Unprocessed peel (1.25 g) was stirred with 0.25 L of 0.10 mol L−1 NaNO3 solution. The pH of the peel suspension was adjusted to 4.0 by adding HNO3 acid (0.138 mol L−1, as standardized with primary standard Na2CO3 solution of 0.100 mol L−1). Then, the pH was raised up to 10.0 by adding small volumes of NaOH solution of 0.0990 mol L−1 as standardized with the secondary standard HNO3 acid solution, and the pH after each addition was recorded. This experiment was repeated for 0.010 mol L−1 and 0.0010 mol L−1 NaNO3 solutions. Thereafter, the surface charge density was calculated and plotted against pH of the solution in order to determine the point of zero charge.

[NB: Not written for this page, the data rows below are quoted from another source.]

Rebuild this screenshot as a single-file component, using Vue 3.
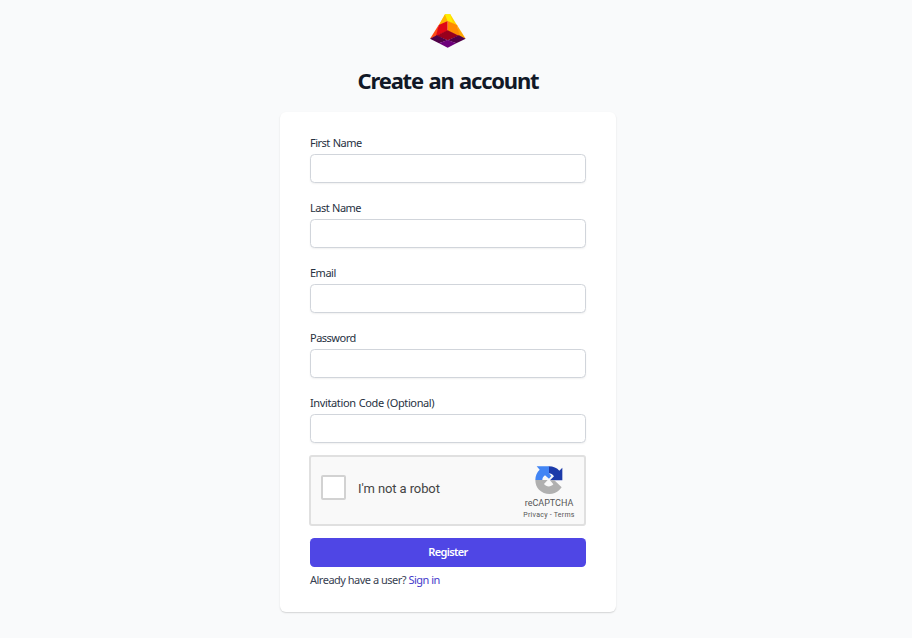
<script setup>
import { reactive } from 'vue'

const fields = [
  { id: 'first', label: 'First Name', type: 'text' },
  { id: 'last', label: 'Last Name', type: 'text' },
  { id: 'email', label: 'Email', type: 'email' },
  { id: 'password', label: 'Password', type: 'password' },
  { id: 'code', label: 'Invitation Code (Optional)', type: 'text' },
]
const form = reactive({ first: '', last: '', email: '', password: '', code: '' })
</script>

<template>
  <main class="page">
    <svg class="logo" viewBox="30 24 108 102" aria-hidden="true">
      <path fill="#ffd500" d="M75 25h16l22 36-30-15-27 15z" />
      <path fill="#ffb300" d="M75 25L56 58l27-13z" />
      <path fill="#ffee00" d="M75 25h16l7 25-15-5z" />
      <path fill="#ff4b16" d="M56 57L30 98l22-9z" />
      <path fill="#ffa600" d="M111 57l26 41-22-9z" />
      <path fill="#df0716" d="M83 45L56 57l-8 34 35-16z" />
      <path fill="#ff8a00" d="M83 45l28 12 8 34-36-16z" />
      <path fill="#98001c" d="M83 73l34 16-34 14-34-14z" />
      <path fill="#500047" d="M50 88L30 98l27 14 26-9z" />
      <path fill="#500047" d="M117 88l20 10-28 14-26-9z" />
      <path fill="#6d007a" d="M83 102l26 10-26 13-26-13z" />
    </svg>
    <h1 class="title">Create an account</h1>
    <form class="card" @submit.prevent>
      <div v-for="f in fields" :key="f.id" class="field">
        <label class="label" :class="f.id" :for="f.id">{{ f.label }}</label>
        <input :id="f.id" v-model="form[f.id]" class="input" :type="f.type" />
      </div>
      <div class="captcha">
        <span class="box"></span>
        <span class="robot">I'm not a robot</span>
        <div class="brand">
          <svg class="mark" viewBox="0 0 84 84" aria-hidden="true">
            <path fill="#1c3aa9" d="M41 1C55 1 66 6 73 14L82 5V43H45L57 31C53 25 48 22 41 22Z" />
            <path fill="#4285f4" d="M42 1V22L49 30L42 38L30 28C25 32 22 36 22 42H1C1 29 6 18 14 11L5 1Z" />
            <path fill="#b0b0b0" d="M1 42H38L27 54C33 62 46 65 55 55L45 43H58L80 64L73 72C56 89 28 87 12 71C5 64 1 54 1 42Z" />
          </svg>
          <span class="name">reCAPTCHA</span>
          <span class="terms">Privacy <i>-</i> Terms</span>
        </div>
      </div>
      <button class="submit" type="submit">Register</button>
      <p class="foot">Already have a user? <a class="link">Sign in</a></p>
    </form>
  </main>
</template>

<style>
body {
  background: #f9fafb;
}
</style>

<style scoped>
.page {
  box-sizing: border-box;
  width: 896px;
  min-height: 638px;
  padding-top: 14px;
  display: flex;
  flex-direction: column;
  align-items: center;
  font-family: "Noto Sans", "Open Sans", sans-serif;
}
.logo {
  width: 36px;
  height: 34px;
  display: block;
}
.title {
  margin: 17px 0;
  font-size: 22px;
  line-height: 30px;
  font-weight: 700;
  letter-spacing: -1.2px;
  word-spacing: 1px;
  color: #111827;
  white-space: nowrap;
}
.card {
  box-sizing: border-box;
  width: 336px;
  height: 500px;
  padding: 23px 30px 24px;
  background: #fff;
  border-radius: 6px;
  box-shadow: 0 1px 2px rgba(0, 0, 0, 0.1), 0 1px 1px rgba(0, 0, 0, 0.06);
}
.field {
  height: 65px;
}
.label {
  display: block;
  height: 19px;
  line-height: 15px;
  font-size: 11px;
  font-weight: 400;
  letter-spacing: -0.5px;
  word-spacing: 0.5px;
  color: #273142;
  white-space: nowrap;
}
.label.code {
  letter-spacing: -0.37px;
}
.input {
  display: block;
  box-sizing: border-box;
  width: 276px;
  height: 29px;
  padding: 0 9px;
  border: 1px solid #d1d5db;
  border-radius: 4.5px;
  background: #fff;
  box-shadow: 0 1px 2px rgba(0, 0, 0, 0.06);
  outline: none;
}
.captcha {
  box-sizing: border-box;
  display: flex;
  align-items: center;
  width: 277px;
  height: 71px;
  margin: -5px -1px 12px;
  padding: 0 8px 0 10px;
  background: #f9f9f9;
  border: 2px solid #e0e0e0;
  border-radius: 3px;
  font-family: Roboto, "Liberation Sans", sans-serif;
}
.box {
  box-sizing: border-box;
  width: 25px;
  height: 25px;
  margin-top: -7px;
  border: 2px solid #d2d2d2;
  border-radius: 2px;
  background: #fff;
}
.robot {
  margin: -4px 0 0 12px;
  font-size: 13px;
  letter-spacing: -0.1px;
  color: #444;
  white-space: nowrap;
}
.brand {
  margin-left: auto;
  margin-top: 6px;
  width: 54px;
  display: flex;
  flex-direction: column;
  align-items: center;
  color: #555;
  white-space: nowrap;
}
.mark {
  width: 28px;
  height: 28px;
}
.name {
  margin-top: 3px;
  font-size: 9px;
  line-height: 12px;
}
.terms {
  font-size: 7px;
  line-height: 12px;
  letter-spacing: 0.25px;
}
.terms i {
  font-style: normal;
}
.submit {
  display: block;
  width: 276px;
  height: 29px;
  padding: 0 0 1px;
  border: 0;
  border-radius: 4.5px;
  background: #4f46e5;
  color: #fff;
  font: 600 11px/28px "Noto Sans", "Open Sans", sans-serif;
  letter-spacing: -0.65px;
}
.foot {
  margin: 5px 0 0;
  font-size: 11px;
  line-height: 15px;
  letter-spacing: -0.5px;
  color: #374151;
  white-space: nowrap;
}
.link {
  color: #4338ca;
}
</style>
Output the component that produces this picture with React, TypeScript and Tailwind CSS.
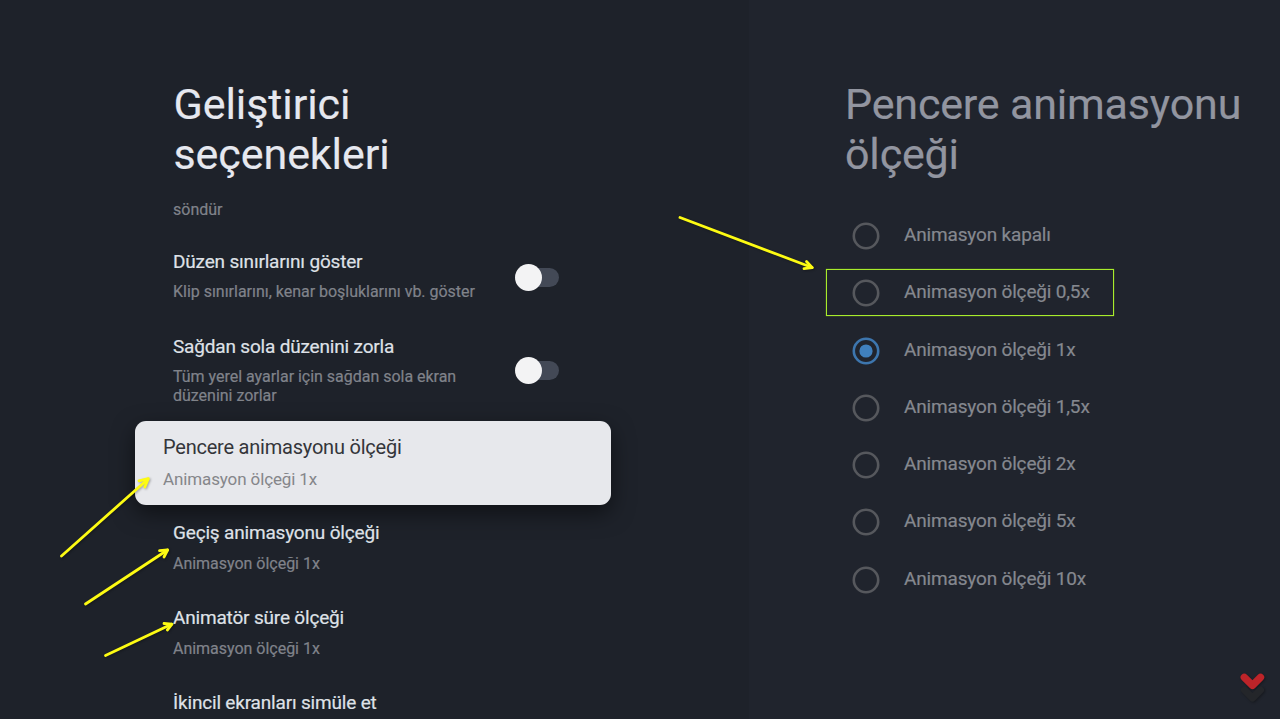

Optimization of experimental parameters

A series of solutions containing 0.100 g of each peel and 50.0 mL of 10.0 mg L−1 Ni(II) solution was shaken at a speed of 150 rpm. Remaining Ni(II) concentration in each solution was determined immediately, using Spectro-Electronic M Series atomic absorption spectrophotometer (AAS) at ambient temperature of 27 ± 1°C. These solutions were shaken for the optimum time period. Thereafter, each solution was allowed to stand for different settling times, and the remaining Ni(II) content was determined.

The same solutions [50.0 mL of 10.0 mg L−1 Ni(II) solution with 0.100 g peel] were used to optimize the time period of thermal treatment of the biosorbent at a constant temperature of 125 °C in an oven, and the remaining Ni(II) concentrations were determined. Then, the treatment temperature was optimized using the optimized treatment time at different temperatures using the same oven under other optimized conditions.

The effect of pH on the extent of removal of Ni(II) was determined at different initial solution pH values maintained using 0.1 mol L−1 NaOH and conc. HNO3.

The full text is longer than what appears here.